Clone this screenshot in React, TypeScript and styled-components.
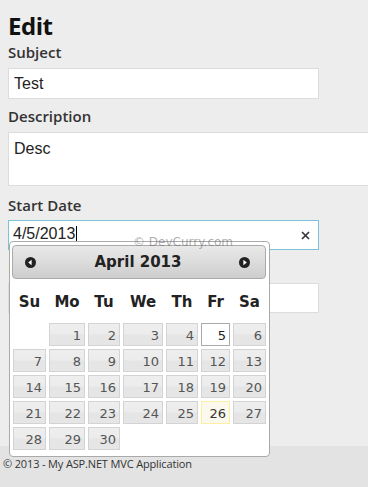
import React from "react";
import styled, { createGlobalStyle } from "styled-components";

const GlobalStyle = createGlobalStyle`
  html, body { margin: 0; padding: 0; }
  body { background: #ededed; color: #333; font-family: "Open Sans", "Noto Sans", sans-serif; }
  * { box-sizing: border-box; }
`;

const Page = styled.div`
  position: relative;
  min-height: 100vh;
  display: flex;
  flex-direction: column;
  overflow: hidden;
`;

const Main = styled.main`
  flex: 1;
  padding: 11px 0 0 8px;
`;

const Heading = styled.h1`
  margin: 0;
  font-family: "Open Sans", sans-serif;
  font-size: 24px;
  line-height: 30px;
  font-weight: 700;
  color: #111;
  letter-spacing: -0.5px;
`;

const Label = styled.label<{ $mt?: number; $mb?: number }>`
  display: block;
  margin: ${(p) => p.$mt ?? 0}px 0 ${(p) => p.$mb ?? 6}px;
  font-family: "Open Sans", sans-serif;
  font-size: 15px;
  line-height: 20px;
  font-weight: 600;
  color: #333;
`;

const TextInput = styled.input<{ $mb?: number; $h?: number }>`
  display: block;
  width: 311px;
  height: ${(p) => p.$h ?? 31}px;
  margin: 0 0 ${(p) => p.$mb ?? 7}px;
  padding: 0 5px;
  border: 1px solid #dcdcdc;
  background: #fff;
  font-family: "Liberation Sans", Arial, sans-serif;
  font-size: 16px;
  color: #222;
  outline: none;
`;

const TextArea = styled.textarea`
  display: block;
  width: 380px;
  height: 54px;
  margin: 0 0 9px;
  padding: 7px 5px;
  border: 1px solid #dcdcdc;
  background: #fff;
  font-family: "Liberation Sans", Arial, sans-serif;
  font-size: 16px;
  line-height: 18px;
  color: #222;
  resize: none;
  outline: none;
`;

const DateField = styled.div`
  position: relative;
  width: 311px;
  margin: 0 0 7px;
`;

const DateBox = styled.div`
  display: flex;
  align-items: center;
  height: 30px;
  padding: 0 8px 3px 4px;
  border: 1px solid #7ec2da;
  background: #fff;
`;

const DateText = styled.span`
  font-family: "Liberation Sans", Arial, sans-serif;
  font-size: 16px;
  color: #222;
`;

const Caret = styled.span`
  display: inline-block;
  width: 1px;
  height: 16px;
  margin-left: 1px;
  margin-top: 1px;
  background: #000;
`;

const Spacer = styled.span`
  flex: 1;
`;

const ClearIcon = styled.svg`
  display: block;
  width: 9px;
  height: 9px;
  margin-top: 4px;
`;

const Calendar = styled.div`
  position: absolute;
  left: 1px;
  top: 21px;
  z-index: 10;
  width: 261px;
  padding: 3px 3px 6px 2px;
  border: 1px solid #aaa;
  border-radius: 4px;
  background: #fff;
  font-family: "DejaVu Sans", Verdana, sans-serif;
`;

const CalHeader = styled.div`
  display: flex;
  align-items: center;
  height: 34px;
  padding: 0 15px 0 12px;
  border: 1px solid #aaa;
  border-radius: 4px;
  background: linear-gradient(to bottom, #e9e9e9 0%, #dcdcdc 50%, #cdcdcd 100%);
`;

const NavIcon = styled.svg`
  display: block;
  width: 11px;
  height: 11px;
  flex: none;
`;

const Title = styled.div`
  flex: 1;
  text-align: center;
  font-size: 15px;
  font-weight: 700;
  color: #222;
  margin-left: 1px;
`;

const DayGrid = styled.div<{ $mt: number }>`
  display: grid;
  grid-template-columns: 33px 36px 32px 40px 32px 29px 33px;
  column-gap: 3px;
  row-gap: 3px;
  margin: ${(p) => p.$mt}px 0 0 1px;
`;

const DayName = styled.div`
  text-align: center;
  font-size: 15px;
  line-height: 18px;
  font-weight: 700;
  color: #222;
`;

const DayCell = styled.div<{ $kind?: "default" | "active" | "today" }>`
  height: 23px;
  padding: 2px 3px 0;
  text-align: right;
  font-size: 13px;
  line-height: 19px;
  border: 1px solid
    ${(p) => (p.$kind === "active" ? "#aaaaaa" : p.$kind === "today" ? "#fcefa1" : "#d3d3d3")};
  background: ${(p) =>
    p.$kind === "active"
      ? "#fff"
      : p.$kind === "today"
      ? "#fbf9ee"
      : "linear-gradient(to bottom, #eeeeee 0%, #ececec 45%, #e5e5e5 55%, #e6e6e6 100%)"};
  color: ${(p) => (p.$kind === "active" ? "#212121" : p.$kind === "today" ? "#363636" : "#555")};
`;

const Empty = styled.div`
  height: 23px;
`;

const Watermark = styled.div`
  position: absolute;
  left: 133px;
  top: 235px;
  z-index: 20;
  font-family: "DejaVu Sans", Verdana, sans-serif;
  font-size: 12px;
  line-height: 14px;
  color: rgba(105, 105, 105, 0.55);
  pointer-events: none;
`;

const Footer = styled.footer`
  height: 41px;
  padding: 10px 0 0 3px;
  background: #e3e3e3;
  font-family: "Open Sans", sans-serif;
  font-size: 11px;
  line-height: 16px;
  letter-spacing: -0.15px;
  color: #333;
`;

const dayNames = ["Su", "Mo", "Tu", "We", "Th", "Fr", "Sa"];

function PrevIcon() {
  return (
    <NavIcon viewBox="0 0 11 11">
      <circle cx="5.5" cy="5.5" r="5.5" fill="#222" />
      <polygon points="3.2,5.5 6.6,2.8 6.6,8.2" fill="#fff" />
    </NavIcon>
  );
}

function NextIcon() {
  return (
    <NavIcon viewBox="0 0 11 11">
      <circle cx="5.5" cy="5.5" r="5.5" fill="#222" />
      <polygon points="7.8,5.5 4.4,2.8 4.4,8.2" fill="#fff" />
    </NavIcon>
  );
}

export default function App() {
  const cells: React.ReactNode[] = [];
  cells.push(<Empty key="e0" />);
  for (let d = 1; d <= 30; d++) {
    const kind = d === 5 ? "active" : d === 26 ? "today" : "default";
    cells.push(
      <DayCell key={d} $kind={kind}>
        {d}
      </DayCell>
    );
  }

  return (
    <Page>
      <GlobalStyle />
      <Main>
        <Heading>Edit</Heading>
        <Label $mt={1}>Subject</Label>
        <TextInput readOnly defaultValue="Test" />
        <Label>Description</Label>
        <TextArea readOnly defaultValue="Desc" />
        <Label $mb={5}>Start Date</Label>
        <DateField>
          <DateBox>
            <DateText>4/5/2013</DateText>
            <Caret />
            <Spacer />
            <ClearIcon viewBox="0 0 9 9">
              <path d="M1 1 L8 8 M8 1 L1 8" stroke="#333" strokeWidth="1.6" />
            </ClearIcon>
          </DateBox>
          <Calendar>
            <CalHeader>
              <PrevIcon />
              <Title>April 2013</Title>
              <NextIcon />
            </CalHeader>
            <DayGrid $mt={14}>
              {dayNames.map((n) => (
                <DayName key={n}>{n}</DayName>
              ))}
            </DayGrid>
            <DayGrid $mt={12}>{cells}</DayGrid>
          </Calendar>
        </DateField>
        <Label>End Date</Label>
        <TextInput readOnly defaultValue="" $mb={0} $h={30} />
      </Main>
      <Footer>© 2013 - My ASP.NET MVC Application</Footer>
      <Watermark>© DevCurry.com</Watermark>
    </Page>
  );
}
————————
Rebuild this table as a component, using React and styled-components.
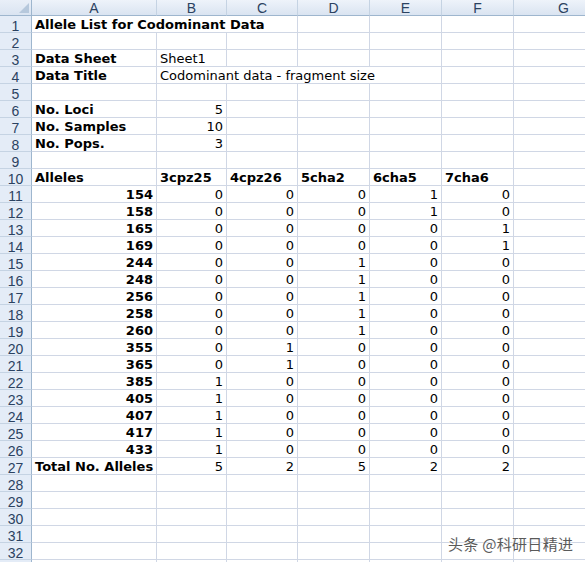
————————
**SHORT TASK:**
Wherever the word "React" occurs in a line of the listing, copy that line.

**SOLUTION:**
Clone this screenshot in React, TypeScript and styled-components.
import React from "react";
  const cells: React.ReactNode[] = [];
Rebuild this table as a component, using React and styled-components.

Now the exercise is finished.